The redesign that saved the company

Product case studies attribute success to design decisions while controlling for the many simultaneous factors — market timing, funding, competition — that were also present. The design team gets the credit. The context gets a footnote.

Strategy

They did X and won

Teams extract single-factor explanations from multi-factor outcomes and build strategies around the extracted factor. The strategy fails. The post-mortem generates a new narrative about why the extracted factor didn't apply here.

Postmortems

The decision that killed the project

Failure narratives overattribute outcomes to identifiable decisions, making complex failures seem preventable in retrospect. The lesson learned is often too narrow. The structural cause goes unnamed.

Research

The user who explained why they left

Churned users construct retrospective narratives about why they cancelled that may not reflect the actual decision process. The narrative is coherent. The actual churn drivers were fragmented, overlapping, and partly below conscious awareness.

08Ethical risks

Narratives are persuasive.
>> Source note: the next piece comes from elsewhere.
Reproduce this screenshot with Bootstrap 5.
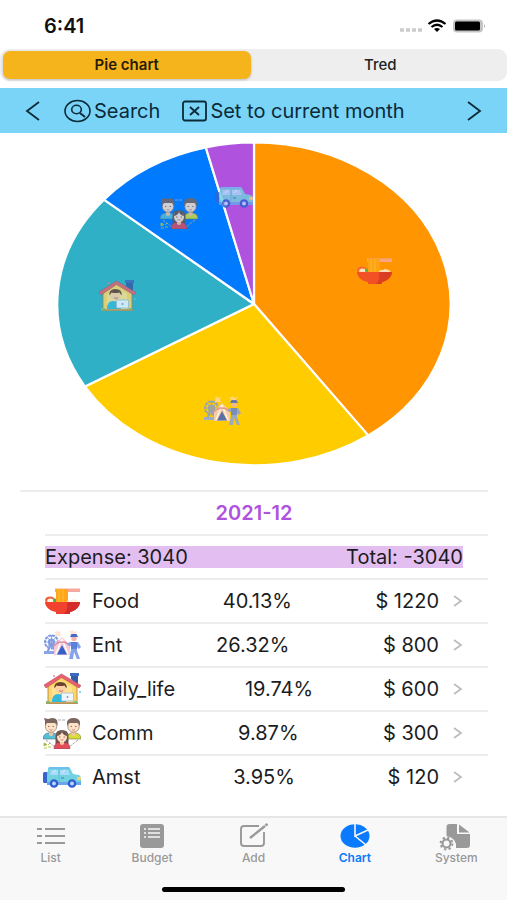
<!DOCTYPE html>
<html lang="en">
<head>
<meta charset="utf-8">
<meta name="viewport" content="width=device-width, initial-scale=1">
<title>Pie chart</title>
<link href="https://cdn.jsdelivr.net/npm/bootstrap@5.3.0/dist/css/bootstrap.min.css" rel="stylesheet">
<style>
body{font-family:Inter,"Liberation Sans",sans-serif;font-size:20px;line-height:22px;color:#1c1c1e;background:#fff}
svg{display:block;flex:none}
a{color:inherit;text-decoration:none}
.status{height:49px;padding:2px 21px 0 44px}
.clock{font-weight:600;color:#111}
.segments{background:#eee;border-radius:9px;height:32px;padding:2px 3px;gap:6px}
.segment{border:0;border-radius:7px;background:none;font-size:15px;line-height:18px;font-weight:500;color:#222;padding:0}
.segment.chosen{background:#f6b41c;font-weight:600;color:#2a1c00;box-shadow:0 1px 3px #0003}
.tools{background:#7ad4f8;height:45px;margin-top:7px;padding:0 24px;color:#0b2a38}
.tool{border:0;background:none;padding:0;color:inherit}
.tool.labelled{margin-left:22px;gap:2px}
.pie{width:100%;height:auto}
.ledger{margin:0 19px 0 20px}
.line{height:44px;border-top:2px solid #ededef;margin-left:25px;padding-right:25px}
.line.wide{margin-left:0;padding-right:0}
.month{font-size:20px;line-height:22px;color:#af52de;font-weight:600}
.totals{background:#e3bff1}
.entry-icon{margin-left:-2px}
.entry{margin:0 14px 0 11px}
.tabs{background:#f8f8f8;border-top:2px solid #e6e6e6;padding-top:5px;font-size:12px;line-height:14px;font-weight:500;color:#999}
.tab.on{color:#0a7aff;font-weight:600}
.home-bar{width:36%;height:5px;border-radius:3px;background:#000;margin:22px auto 8px}
</style>
<script src="https://cdn.jsdelivr.net/npm/bootstrap@5.3.0/dist/js/bootstrap.bundle.min.js" defer></script>
</head>
<body class="d-flex flex-column min-vh-100">
<svg width="0" height="0" class="position-absolute" aria-hidden="true">
  <symbol id="food" viewBox="0 0 38 32">
    <path d="M12 3.500h25V7H12z" fill="#f6a8a0"/>
    <ellipse cx="7" cy="15" rx="5" ry="3.500" fill="#f0603c"/><ellipse cx="7.500" cy="16" rx="3.300" ry="2.500" fill="#fff2df"/>
    <circle cx="12" cy="15.500" r="2" fill="#4caf50"/>
    <path d="M13 4h12v14H13z" fill="#ffa61a"/><path d="M16 4v14M20 4v14" stroke="#ffbd30" stroke-width="1.200"/>
    <path d="M24 17q1-3 4-2 3-2 5 0 3 0 2 2z" fill="#fff0dd"/>
    <path d="M2 17h35c0 5-5 9-10 10v2H13v-2C7 26 2 22 2 17z" fill="#f0422e"/>
    <path d="M24 17h13c0 5-5 9-10 10v2h-7c4-2 5-7 4-12z" fill="#d32c2b"/>
  </symbol>
  <symbol id="ent" viewBox="0 0 38 32">
    <path d="M14 1l1 2 3-1-1 3 2 2h-8l2-2-2-3 2 1zM30 1l1 2 3-1-1 3 2 1h-8l1-2-2-2h3z" fill="#ffdcca" opacity=".8"/>
    <g fill="none" stroke="#7f9ae0" stroke-width="2"><circle cx="8.500" cy="13" r="6.500" stroke-dasharray="3 .8"/><circle cx="8.500" cy="13" r="2.600"/><path d="M2 13h13M8.500 6v14M4 8l9 10M4 18l9-10" stroke-width=".9"/><path d="M8 15L4 24M9 15l4 9"/></g>
    <path d="M1 22h12v3H1z" fill="#88a5ea"/>
    <path d="M19 8l8 8v10H11V16z" fill="#f6cbd8"/><path d="M19 10l-6 15M19 10l6 15" stroke="#fff" stroke-width="1.500" fill="none"/>
    <path d="M19 16l5 9.500H14z" fill="#355ec7"/><path d="M11 17q3-4 8-4t8 4" fill="none" stroke="#e28ba0" stroke-width="1.500"/>
    <circle cx="31" cy="9.500" r="2.700" fill="#f5b4aa"/><path d="M27 8h8l-1.500-3h-5z" fill="#4269cb"/>
    <path d="M27 13h8l3 5-2 2-2-2v4l3 8h-3l-3-7-1 7h-4l2-9v-4l-4-1 1-2z" fill="#86a2e8"/><path d="M28 13h6v7h-6z" fill="#5c81da"/>
  </symbol>
  <symbol id="home" viewBox="0 0 38 32">
    <path d="M28 1h7v11l-7-6z" fill="#315ca8"/><path d="M27 0h9v3h-9z" fill="#3e6abf"/>
    <path d="M5 12L19 3l15 10v17H5z" fill="#ffd668" stroke="#a57a45" stroke-width=".8"/>
    <path d="M1 12L18.500 1 38 12.500l-2 2.500L18.500 4.500 3 15z" fill="#ec6070" stroke="#a3505e" stroke-width=".6"/>
    <path d="M9 29V14l9-6 11 6v15z" fill="#ffe391"/>
    <path d="M9 29q0-8 6-8 7 0 8 8z" fill="#36b8dd"/>
    <circle cx="17.500" cy="15.500" r="5" fill="#ffd0a8"/><path d="M11.500 15.500q-1-6.500 6-6.500 7 0 6 6.500l-2-3q-4 1-8 0z" fill="#6b412c"/>
    <path d="M16 17.500q2 2 4 0" fill="none" stroke="#985943" stroke-width=".7"/>
    <path d="M18.500 20h12v8h-12z" fill="#eff6ff" stroke="#9bb2cf" stroke-width=".7"/><circle cx="24.500" cy="24" r=".9" fill="#7294bd"/>
    <path d="M3 29.500h32v1.500H3z" fill="#b8935a"/><path d="M3 28h4v2H3zM31 28h3v2h-3z" fill="#7fbf7c"/><circle cx="11" cy="3" r=".9" fill="#ef7d8b"/><circle cx="37" cy="19" r=".9" fill="#50c5e7"/>
  </symbol>
  <symbol id="comm" viewBox="0 0 38 32">
    <path d="M15 3h8M3 23l9 7M35 23l-9 7" stroke="#a9a9a9" stroke-width="1" stroke-dasharray="3 1"/>
    <path d="M0 22q0-5 5-6h6q4 1 5 6z" fill="#55bfd7" stroke="#557481" stroke-width=".6"/><path d="M23 22q1-5 5-6h5q5 1 5 6z" fill="#d6dc3a" stroke="#747642" stroke-width=".6"/>
    <path d="M6 13h4v5q-2 2-4 0zM28.500 13h4v5q-2 2-4 0z" fill="#f5c4a2"/>
    <circle cx="8" cy="9.500" r="5.700" fill="#ffe1c8" stroke="#8d7769" stroke-width=".7"/><circle cx="30.500" cy="9.500" r="5.700" fill="#ffe1c8" stroke="#8d7769" stroke-width=".7"/>
    <path d="M2 9V4L1 1l4 1 4-1q5 0 5.500 4v4l-2-3h-9zM24 9V5q1-4 6.500-4T37 5v4l-2-3h-9z" fill="#7a665c"/>
    <path d="M12.500 27V19q0-6 6.500-6t6.500 6v8z" fill="#6c564e"/>
    <path d="M11 32q0-6 5-6.500h6q5 .5 5 6.500z" fill="#e14b5a" stroke="#80404a" stroke-width=".5"/><path d="M17 23h4v4q-2 2-4 0z" fill="#f5c4a2"/>
    <ellipse cx="19" cy="20" rx="5" ry="5.200" fill="#ffe1c8"/><path d="M14 19q4-1 5-4 1 3 5 4l-1-4h-8z" fill="#6c564e"/>
    <path d="M6.500 12.500q1.500 1.500 3 0M29 12.500q1.500 1.500 3 0M17.500 22.500q1.500 1.500 3 0" fill="none" stroke="#c0776b" stroke-width=".8"/>
    <path d="M5 9.500h1.500M9.500 9.500H11M27.500 9.500H29M32 9.500h1.500M16 20h1.500M20.500 20H22" stroke="#7b584c" stroke-width=".8"/>
    <path d="M1 26l3 1.500-3 1.500zM5 28l2-2M5 30l3 0M1 31h3" fill="#7ab85f" stroke="#b7c24a" stroke-width="1"/>
  </symbol>
  <symbol id="car" viewBox="0 0 38 32">
    <rect x="0" y="11" width="5" height="11" rx="1.500" fill="#3764d0"/>
    <path d="M7 6h18q2 0 3 3l2 4 6 1q2 1 2 4v6H4V14l1-6q.5-2 2-2z" fill="#72d2df"/>
    <path d="M7 6h18q1.500 0 2 2H5q.5-2 2-2z" fill="#6dbff2"/><path d="M8 9h7v5H7zM17 9h8l2 5H17z" fill="#a9d9fb"/><path d="M10 12l3-3M19 12l3-3" stroke="#d8f1ff"/>
    <path d="M4 21h34v3H4z" fill="#6aa6ee"/><path d="M16 8v13" stroke="#5cc0d0" stroke-width=".8"/><rect x="34" y="16" width="4" height="3" rx="1" fill="#f3d37b"/><path d="M18 17h3" stroke="#3382b5"/>
    <circle cx="11" cy="22.500" r="4.300" fill="#315fd0"/><circle cx="29" cy="22.500" r="4.300" fill="#315fd0"/><circle cx="11" cy="22.500" r="1.900" fill="#b9d9ff"/><circle cx="29" cy="22.500" r="1.900" fill="#b9d9ff"/>
  </symbol>
  <symbol id="more" viewBox="0 0 10 14"><path d="M1 2l7 5-7 5" fill="none" stroke="#bdbdc0" stroke-width="1.800"/></symbol>
</svg>

<header>
  <div class="status d-flex align-items-center justify-content-between">
    <span class="clock">6:41</span>
    <svg width="88" height="16" viewBox="0 0 88 16" aria-label="Wi-Fi, battery full" role="img">
      <path d="M2 12h4M8 12h4M14 12h4M20 12h4" stroke="#cbcbcb" stroke-width="3.500"/>
      <g fill="none" stroke="#000" stroke-width="2.200"><path d="M30.500 6q8.500-7 17 0M33.500 9q5.500-4.500 11 0"/></g><path d="M36 11q3-2.200 6 0l-3 3z"/>
      <rect x="55" y="1.500" width="30" height="13" rx="4" fill="#c4c4c4"/><rect x="57" y="3.500" width="25" height="9" rx="1.500"/><path d="M86 6v4q2-2 0-4z" fill="#aaa"/>
    </svg>
  </div>
  <div class="segments d-flex" role="group" aria-label="Chart type">
    <button type="button" class="segment chosen col" aria-pressed="true">Pie chart</button>
    <button type="button" class="segment col" aria-pressed="false">Tred</button>
  </div>
  <nav class="tools d-flex align-items-center" aria-label="Month">
    <button type="button" class="tool" aria-label="Previous month"><svg width="18" height="20" viewBox="0 0 18 20"><path d="M15 1L3 10l12 9" fill="none" stroke="currentColor" stroke-width="1.800"/></svg></button>
    <button type="button" class="tool labelled d-flex align-items-center"><svg width="28" height="24" viewBox="0 0 28 24" fill="none" stroke="currentColor" stroke-width="1.600"><ellipse cx="13.500" cy="12" rx="12.500" ry="10.500"/><ellipse cx="12.500" cy="10.500" rx="4.800" ry="4.200"/><path d="M16 14l5 4" stroke-width="2"/></svg><span>Search</span></button>
    <button type="button" class="tool labelled d-flex align-items-center"><svg width="26" height="22" viewBox="0 0 26 22" fill="none" stroke="currentColor" stroke-width="1.800"><rect x="1" y="1.500" width="23" height="19" rx="2"/><path d="M8 7l9 8M17 7l-9 8"/></svg><span>Set to current month</span></button>
    <button type="button" class="tool ms-auto" aria-label="Next month"><svg width="18" height="20" viewBox="0 0 18 20"><path d="M3 1l12 9-12 9" fill="none" stroke="currentColor" stroke-width="1.800"/></svg></button>
  </nav>
</header>

<main class="flex-grow-1">
  <svg class="pie" viewBox="0 0 507 357" role="img" aria-label="Expenses by category">
    <g stroke="#fff" stroke-width="2.200" stroke-linejoin="round">
      <path d="M254 171V9.500A197 161.500 0 0 1 368.200 302.400Z" fill="#ff9500"/>
      <path d="M254 171L368.200 302.400A197 161.500 0 0 1 85 253.600Z" fill="#fc0"/>
      <path d="M254 171L85 253.600A197 161.500 0 0 1 104 66.600Z" fill="#30b0c7"/>
      <path d="M254 171L104 66.600A197 161.500 0 0 1 205.800 14.400Z" fill="#007aff"/>
      <path d="M254 171L205.800 14.400A197 161.500 0 0 1 254 9.500Z" fill="#af52de"/>
    </g>
    <g opacity=".82">
      <use href="#food" x="355" y="122" width="38" height="32"/>
      <use href="#ent" x="203" y="262" width="38" height="32"/>
      <use href="#home" x="98" y="147" width="38" height="32"/>
      <use href="#comm" x="160" y="64" width="38" height="32"/>
      <use href="#car" x="215" y="48" width="38" height="32"/>
    </g>
  </svg>
  <section class="ledger" aria-label="Breakdown">
    <h1 class="line wide month mb-0 d-flex align-items-center justify-content-center">2021-12</h1>
    <div class="line d-flex align-items-center"><div class="totals d-flex justify-content-between w-100"><span>Expense: 3040</span><span>Total: -3040</span></div></div>
    <a href="#food-detail" class="line d-flex align-items-center"><svg class="entry-icon" width="38" height="32"><use href="#food"/></svg><span class="entry d-flex justify-content-between flex-grow-1"><span>Food</span><span>40.13%</span><span>$ 1220</span></span><svg width="10" height="14"><use href="#more"/></svg></a>
    <a href="#ent-detail" class="line d-flex align-items-center"><svg class="entry-icon" width="38" height="32"><use href="#ent"/></svg><span class="entry d-flex justify-content-between flex-grow-1"><span>Ent</span><span>26.32%</span><span>$ 800</span></span><svg width="10" height="14"><use href="#more"/></svg></a>
    <a href="#daily-detail" class="line d-flex align-items-center"><svg class="entry-icon" width="38" height="32"><use href="#home"/></svg><span class="entry d-flex justify-content-between flex-grow-1"><span>Daily_life</span><span>19.74%</span><span>$ 600</span></span><svg width="10" height="14"><use href="#more"/></svg></a>
    <a href="#comm-detail" class="line d-flex align-items-center"><svg class="entry-icon" width="38" height="32"><use href="#comm"/></svg><span class="entry d-flex justify-content-between flex-grow-1"><span>Comm</span><span>9.87%</span><span>$ 300</span></span><svg width="10" height="14"><use href="#more"/></svg></a>
    <a href="#amst-detail" class="line d-flex align-items-center"><svg class="entry-icon" width="38" height="32"><use href="#car"/></svg><span class="entry d-flex justify-content-between flex-grow-1"><span>Amst</span><span>3.95%</span><span>$ 120</span></span><svg width="10" height="14"><use href="#more"/></svg></a>
  </section>
</main>

<footer class="tabs">
  <nav class="d-flex text-center" aria-label="Sections">
    <a href="#list" class="tab col d-flex flex-column align-items-center"><svg width="30" height="28" viewBox="0 0 30 28" stroke="currentColor" stroke-width="2"><path d="M1 6h5M1 13h5M1 20h5M9 6h20M9 13h20M9 20h20"/></svg>List</a>
    <a href="#budget" class="tab col d-flex flex-column align-items-center"><svg width="26" height="28" viewBox="0 0 26 28"><rect x="1" y="1" width="24" height="24" rx="3" fill="currentColor"/><path d="M5 6h2M5 10h2M5 14h2M9 6h12M9 10h12M9 14h12" stroke="#f8f8f8" stroke-width="1.600"/></svg>Budget</a>
    <a href="#add" class="tab col d-flex flex-column align-items-center"><svg width="30" height="28" viewBox="0 0 30 28" fill="none" stroke="currentColor" stroke-width="1.900"><path d="M20 3H5Q2 3 2 6v14q0 3 3 3h17q3 0 3-3V9"/><path d="M11 15L26 3" stroke-width="2.400"/><path d="M26.500 2.500l2-1.500" stroke-width="2.600"/></svg>Add</a>
    <a href="#chart" class="tab on col d-flex flex-column align-items-center" aria-current="page"><svg width="30" height="28" viewBox="0 0 30 28"><ellipse cx="15" cy="13" rx="14.500" ry="11.800" fill="currentColor"/><path d="M15 0v13l13-6M15 13l11 9" fill="none" stroke="#f8f8f8" stroke-width="1.600"/></svg>Chart</a>
    <a href="#system" class="tab col d-flex flex-column align-items-center"><svg width="34" height="28" viewBox="0 0 34 28"><path d="M10.500 1H18v10h13v11q0 3-3 3H17q1-10-9.500-12V4q0-3 3-3z" fill="currentColor"/><path d="M20 1.500l10.500 8H20z" fill="currentColor"/><circle cx="7.500" cy="20.500" r="4" fill="none" stroke="currentColor" stroke-width="2.200"/><circle cx="7.500" cy="20.500" r="5.900" fill="none" stroke="currentColor" stroke-width="2" stroke-dasharray="2.300 2.330"/></svg>System</a>
  </nav>
  <div class="home-bar"></div>
</footer>
</body>
</html>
Design teams who tell confident stories about why a decision worked — without disclosing the uncertainty, the luck, or the things they didn't control — are creating a false impression of knowledge. This matters when those stories are used to justify strategic decisions, sell products, or set expectations that the product may not be able to meet.

Before presenting an outcome as the result of your decisions, ask: what would the story look like if you named every factor you didn't control? If that version is unrecognisable, the narrative is doing more work than the evidence supports.